Regex in Snowflake: escaping character \

by Ali Agah

This week at The Data School, we've been learning SQL in Snowflake. As someone with a basic understanding of SQL, I was cautiously confident going into the first Friday project but alas SQL in Snowflake has a few quirks.

Regex in Snowflake

A particularly tricky quirk is the way Regex is used. Yes you can use some Regex functions, namely:

1) REGEXP : Returns true if the subject matches the specified pattern.

2) REGEXP_COUNT : Returns the number of times that a pattern occurs in a string.

3) REGEXP_INSTR : Returns the position of the specified occurrence of the regular expression pattern in the string subject.

4) REGEXP_LIKE : Returns true if the subject matches the pattern. The syntax is different to REGEXP & you can add additional parameters.

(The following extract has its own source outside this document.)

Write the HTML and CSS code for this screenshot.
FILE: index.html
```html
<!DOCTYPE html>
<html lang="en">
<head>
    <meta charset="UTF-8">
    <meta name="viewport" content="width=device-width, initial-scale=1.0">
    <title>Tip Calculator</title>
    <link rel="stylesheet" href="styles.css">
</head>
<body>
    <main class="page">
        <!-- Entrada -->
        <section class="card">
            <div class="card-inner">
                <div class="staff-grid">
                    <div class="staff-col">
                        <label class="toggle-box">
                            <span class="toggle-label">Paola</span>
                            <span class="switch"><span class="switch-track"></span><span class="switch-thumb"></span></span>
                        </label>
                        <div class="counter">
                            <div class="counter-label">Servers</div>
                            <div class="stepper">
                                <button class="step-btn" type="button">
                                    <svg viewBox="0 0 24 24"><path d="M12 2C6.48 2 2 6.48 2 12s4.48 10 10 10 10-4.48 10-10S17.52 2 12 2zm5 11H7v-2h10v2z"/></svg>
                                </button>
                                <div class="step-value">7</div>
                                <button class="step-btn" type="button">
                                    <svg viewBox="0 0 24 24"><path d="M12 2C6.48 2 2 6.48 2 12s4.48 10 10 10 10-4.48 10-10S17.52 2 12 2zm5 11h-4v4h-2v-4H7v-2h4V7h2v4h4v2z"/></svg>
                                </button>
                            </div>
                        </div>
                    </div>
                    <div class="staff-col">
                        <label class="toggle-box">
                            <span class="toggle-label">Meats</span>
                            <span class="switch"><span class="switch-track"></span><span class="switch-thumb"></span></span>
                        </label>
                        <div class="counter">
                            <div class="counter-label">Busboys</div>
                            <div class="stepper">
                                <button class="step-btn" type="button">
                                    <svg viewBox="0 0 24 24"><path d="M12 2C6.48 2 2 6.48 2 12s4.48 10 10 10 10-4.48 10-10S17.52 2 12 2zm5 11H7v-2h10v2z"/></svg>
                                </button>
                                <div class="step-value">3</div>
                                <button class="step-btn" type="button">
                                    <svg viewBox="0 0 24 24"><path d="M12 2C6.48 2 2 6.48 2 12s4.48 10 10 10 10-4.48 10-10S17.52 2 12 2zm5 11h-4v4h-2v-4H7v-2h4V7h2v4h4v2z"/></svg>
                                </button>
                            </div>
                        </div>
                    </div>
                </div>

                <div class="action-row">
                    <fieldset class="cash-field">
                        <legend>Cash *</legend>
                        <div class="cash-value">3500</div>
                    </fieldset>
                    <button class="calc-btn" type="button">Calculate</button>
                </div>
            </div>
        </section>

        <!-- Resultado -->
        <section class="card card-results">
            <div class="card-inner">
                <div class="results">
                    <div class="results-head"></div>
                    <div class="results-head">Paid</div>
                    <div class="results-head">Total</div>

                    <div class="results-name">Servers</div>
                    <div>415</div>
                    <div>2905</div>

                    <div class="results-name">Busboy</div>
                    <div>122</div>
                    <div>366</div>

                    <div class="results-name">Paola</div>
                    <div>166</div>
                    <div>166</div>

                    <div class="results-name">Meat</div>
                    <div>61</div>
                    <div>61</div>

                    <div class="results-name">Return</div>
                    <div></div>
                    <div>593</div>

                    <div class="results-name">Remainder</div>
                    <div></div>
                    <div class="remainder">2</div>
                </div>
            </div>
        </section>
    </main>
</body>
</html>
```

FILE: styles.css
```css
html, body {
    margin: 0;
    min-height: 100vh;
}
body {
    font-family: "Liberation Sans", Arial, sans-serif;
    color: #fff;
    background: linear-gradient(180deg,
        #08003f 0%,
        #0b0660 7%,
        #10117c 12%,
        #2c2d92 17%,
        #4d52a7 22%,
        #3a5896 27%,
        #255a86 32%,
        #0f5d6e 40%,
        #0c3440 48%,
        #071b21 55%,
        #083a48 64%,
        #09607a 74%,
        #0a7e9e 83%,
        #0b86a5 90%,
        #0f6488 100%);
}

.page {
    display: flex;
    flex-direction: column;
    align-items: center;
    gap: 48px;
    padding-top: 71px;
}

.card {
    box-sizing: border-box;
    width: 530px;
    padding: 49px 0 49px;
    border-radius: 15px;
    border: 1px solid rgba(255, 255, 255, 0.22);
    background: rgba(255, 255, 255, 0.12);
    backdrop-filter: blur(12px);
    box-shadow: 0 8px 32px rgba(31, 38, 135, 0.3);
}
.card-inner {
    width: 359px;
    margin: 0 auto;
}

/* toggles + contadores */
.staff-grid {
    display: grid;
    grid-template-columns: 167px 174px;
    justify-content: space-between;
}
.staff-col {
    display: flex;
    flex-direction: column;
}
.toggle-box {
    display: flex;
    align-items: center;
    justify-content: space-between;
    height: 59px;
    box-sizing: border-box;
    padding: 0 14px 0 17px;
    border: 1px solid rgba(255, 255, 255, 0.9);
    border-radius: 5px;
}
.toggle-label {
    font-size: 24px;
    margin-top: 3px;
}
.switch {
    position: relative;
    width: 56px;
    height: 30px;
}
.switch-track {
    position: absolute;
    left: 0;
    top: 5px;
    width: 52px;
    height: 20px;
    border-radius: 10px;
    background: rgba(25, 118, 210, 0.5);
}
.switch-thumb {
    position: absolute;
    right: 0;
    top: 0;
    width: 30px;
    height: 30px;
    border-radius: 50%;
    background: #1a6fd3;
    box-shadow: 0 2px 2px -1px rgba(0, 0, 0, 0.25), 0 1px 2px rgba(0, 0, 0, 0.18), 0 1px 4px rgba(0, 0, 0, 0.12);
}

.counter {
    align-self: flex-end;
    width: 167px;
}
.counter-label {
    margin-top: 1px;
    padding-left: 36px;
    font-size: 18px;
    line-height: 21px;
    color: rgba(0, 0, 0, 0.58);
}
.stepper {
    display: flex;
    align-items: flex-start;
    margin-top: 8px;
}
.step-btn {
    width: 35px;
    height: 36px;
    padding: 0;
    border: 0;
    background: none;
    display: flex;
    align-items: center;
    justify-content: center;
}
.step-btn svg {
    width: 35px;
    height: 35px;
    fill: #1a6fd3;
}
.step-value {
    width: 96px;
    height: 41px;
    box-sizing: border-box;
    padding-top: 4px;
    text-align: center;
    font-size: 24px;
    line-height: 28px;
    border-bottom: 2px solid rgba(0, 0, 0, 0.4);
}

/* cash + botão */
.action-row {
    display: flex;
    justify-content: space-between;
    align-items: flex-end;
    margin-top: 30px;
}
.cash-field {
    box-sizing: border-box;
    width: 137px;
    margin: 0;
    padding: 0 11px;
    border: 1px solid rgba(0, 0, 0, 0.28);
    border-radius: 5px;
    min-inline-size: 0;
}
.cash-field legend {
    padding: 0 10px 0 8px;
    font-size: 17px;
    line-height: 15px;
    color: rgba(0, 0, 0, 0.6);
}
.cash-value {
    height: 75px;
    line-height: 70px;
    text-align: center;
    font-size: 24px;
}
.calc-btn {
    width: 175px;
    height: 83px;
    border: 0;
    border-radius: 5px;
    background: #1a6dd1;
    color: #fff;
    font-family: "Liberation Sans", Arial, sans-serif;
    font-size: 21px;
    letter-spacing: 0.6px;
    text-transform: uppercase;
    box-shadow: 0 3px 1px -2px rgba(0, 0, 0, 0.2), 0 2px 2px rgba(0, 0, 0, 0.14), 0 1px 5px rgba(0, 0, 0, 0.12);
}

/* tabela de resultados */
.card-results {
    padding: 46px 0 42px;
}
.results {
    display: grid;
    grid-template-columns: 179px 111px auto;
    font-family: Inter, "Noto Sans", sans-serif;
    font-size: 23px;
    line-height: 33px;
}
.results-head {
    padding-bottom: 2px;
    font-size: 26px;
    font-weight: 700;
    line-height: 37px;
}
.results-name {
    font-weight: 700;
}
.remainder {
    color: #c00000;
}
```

5) REGEXP_REPLACE : Allows you to replace a subject(s) with the specified       pattern with a replacement string.

6) REGEXP_SUBSTR : Returns the substring that matches a regular expression within a string.

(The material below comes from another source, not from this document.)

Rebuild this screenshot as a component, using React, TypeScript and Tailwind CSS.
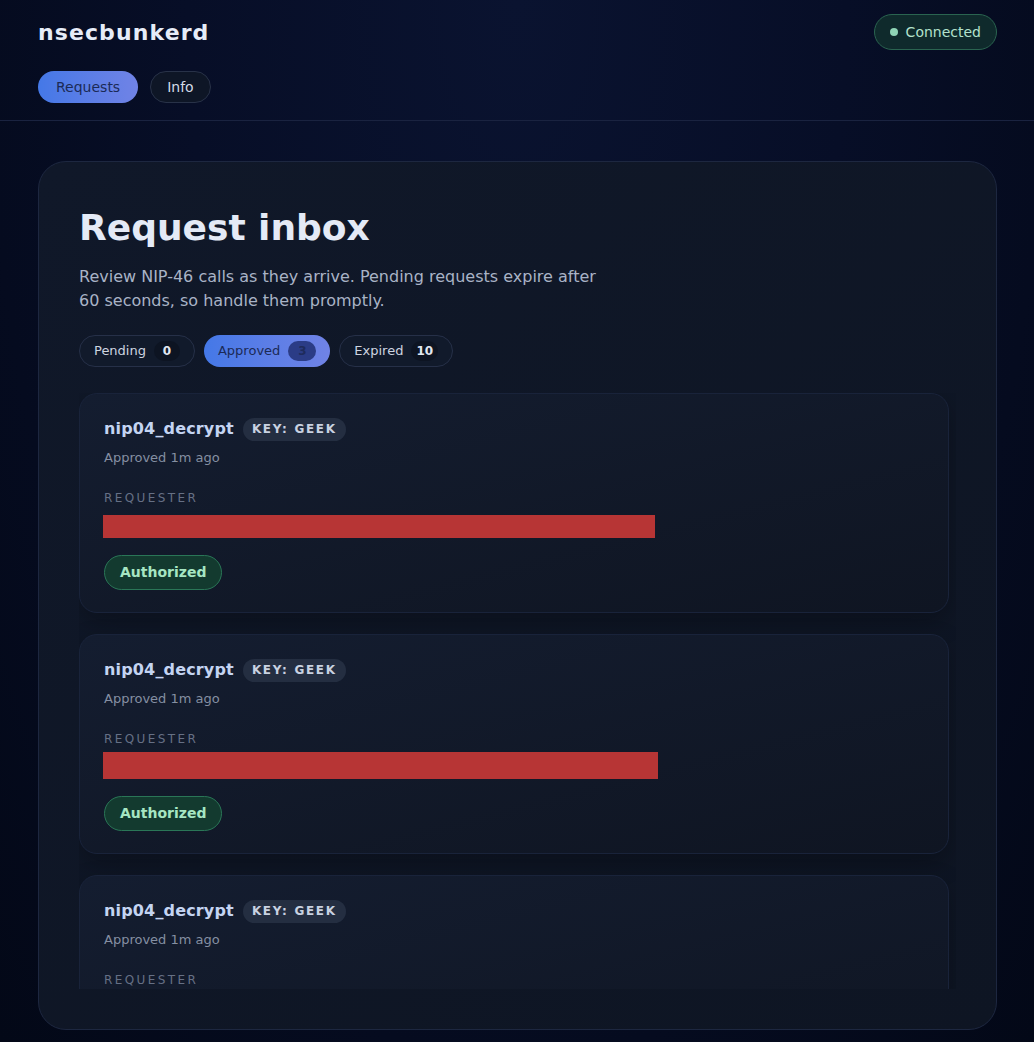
const requests = [
  { method: 'nip04_decrypt', keyName: 'geek', age: '1m ago', bar: 'mt-[8px] h-[23px] w-[552px]' },
  { method: 'nip04_decrypt', keyName: 'geek', age: '1m ago', bar: 'mt-[4px] h-[27px] w-[555px]' },
  { method: 'nip04_decrypt', keyName: 'geek', age: '1m ago', bar: 'mt-[8px] h-[23px] w-[552px]' },
];

const filters = [
  { label: 'Pending', count: 0 },
  { label: 'Approved', count: 3, active: true },
  { label: 'Expired', count: 10 },
];

function RequestCard({ method, keyName, age, bar }: { method: string; keyName: string; age: string; bar: string }) {
  return (
    <div className="shrink-0 h-[220px] rounded-[18px] border border-[#19233a] bg-gradient-to-br from-[#141d30] to-[#0f1522] px-[24px] pt-[23px] pb-[24px] shadow-[0_10px_24px_rgba(0,0,0,0.25)]">
      <div className="flex items-center gap-[9px]">
        <span className="text-[16px] font-bold tracking-[0.01em] text-[#c4d4f2]">{method}</span>
        <span className="h-[23px] flex items-center rounded-full bg-[#242e41] px-[9px] text-[12px] font-bold uppercase tracking-[0.14em] text-[#c9d2e1]">
          Key: {keyName}
        </span>
      </div>
      <div className="mt-[7px] text-[13px] leading-[20px] text-[#858fa2]">Approved {age}</div>
      <div className="mt-[21px] text-[12px] leading-[18px] uppercase tracking-[0.2em] text-[#667085]">Requester</div>
      <div className={`${bar} -ml-px bg-[#b73535]`} />
      <div className="mt-[17px] inline-flex h-[35px] items-center rounded-full border border-[#2a7657] bg-[#133a2f] px-[15px] text-[14px] font-bold text-[#a6e6c3]">
        Authorized
      </div>
    </div>
  );
}

export default function App() {
  return (
    <div className="min-h-[1042px] bg-[radial-gradient(ellipse_at_top,#0a1330_0%,#070e27_45%,#030817_100%)] font-['DejaVu_Sans',sans-serif] text-[#e3e9f5]">
      {/* header */}
      <header className="border-b border-[#1a2340] pl-[38px] pr-[37px] pt-[14px] pb-[17px]">
        <div className="flex items-center justify-between">
          <h1 className="text-[22px] font-bold tracking-[0.05em] text-[#e6ecf8]">nsecbunkerd</h1>
          <div className="flex h-[36px] items-center gap-[8px] rounded-full border border-[#2a6450] bg-[#0f2a2c] pl-[15px] pr-[15px] text-[14px] text-[#b3e2cd]">
            <span className="h-[8px] w-[8px] rounded-full bg-[#8fd4b6]" />
            Connected
          </div>
        </div>
        <nav className="mt-[21px] flex gap-[12px]">
          <button className="h-[32px] rounded-full bg-gradient-to-r from-[#4478e7] to-[#7083e6] px-[18px] text-[14px] text-[#1b2a56]">
            Requests
          </button>
          <button className="h-[32px] rounded-full border border-[#283248] bg-[#0e1626] px-[16px] text-[14px] text-[#d4dbe7]">
            Info
          </button>
        </nav>
      </header>

      <main className="pl-[38px] pr-[37px] pt-[40px] pb-[12px]">
        <section className="flex h-[869px] flex-col rounded-[28px] border border-[#1d2740] bg-gradient-to-br from-[#101829] to-[#0e1523] px-[40px] pt-[44px] pb-[40px]">
          <h2 className="text-[36px] font-bold leading-[43px] text-[#e4eaf6]">Request inbox</h2>
          <p className="mt-[16px] max-w-[540px] text-[16px] leading-[24px] text-[#a9b3c6]">
            Review NIP-46 calls as they arrive. Pending requests expire after 60 seconds, so handle them promptly.
          </p>

          <div className="mt-[22px] flex gap-[9px]">
            {filters.map((f) => (
              <button
                key={f.label}
                className={
                  f.active
                    ? 'flex h-[32px] items-center gap-[8px] rounded-full bg-gradient-to-r from-[#4478e7] to-[#7083e6] px-[14px] text-[13px] text-[#1b2a56]'
                    : 'flex h-[32px] items-center gap-[8px] rounded-full border border-[#263048] bg-[#111a2b] px-[14px] text-[13px] text-[#cdd4e0]'
                }
              >
                {f.label}
                <span
                  className={
                    f.active
                      ? 'flex h-[20px] min-w-[28px] items-center justify-center rounded-full bg-[#2b3c86] px-[6px] text-[12px] font-bold text-[#1e2b5c]'
                      : 'flex h-[20px] min-w-[26px] items-center justify-center rounded-full bg-[#0d1422] px-[5px] text-[12px] font-bold text-[#e1e7f1]'
                  }
                >
                  {f.count}
                </span>
              </button>
            ))}
          </div>

          <div className="mt-[26px] flex min-h-0 flex-1 flex-col gap-[21px] overflow-hidden pr-[7px]">
            {requests.map((r, i) => (
              <RequestCard key={i} {...r} />
            ))}
          </div>
        </section>
      </main>
    </div>
  );
}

Ideally I would have written this blog on these functions but I'm not quite there with my understanding of them. For more on using Regex on Snowflake visit here.

Escaping character: \

An interesting quirk I did get to understand (thanks to Chris Meardon & Peter Silvester) is that backslash characters (\) in meta characters need to be escaped using another backslash (\).

In Regex, meta-characters (i.e. characters that have a special meaning) are "escaped" using a backslash. This means that Regex will treat that character as its literal version rather than a meta-character (see fig.1 below).

fig.1: Using \ changes the wildcard (.) to a literal character (.)

On first glance this is the same in Snowflake as with Alteryx or other tools I've used.

However, unlike other Regex tools I've used, Snowflake requires escaping backslash sequences (e.g. \d) for them to work. These are really common meta characters so I'd guess most people feel the frustration early on.

fig.2: LEFT - backslash sequences in Regex101.com RIGHT - backslash sequences in Snowflake

Why is this happening?

The reason  is that Snowflake processes the string given (i.e. the Regex pattern) then passes the string to be processed again by the Regex function. This means that Snowflake processes the first backslash before the Regex function has a chance to view it.

So you need to write another backslash (i.e. \\d instead of \d)  for the Regex function to process it as intended.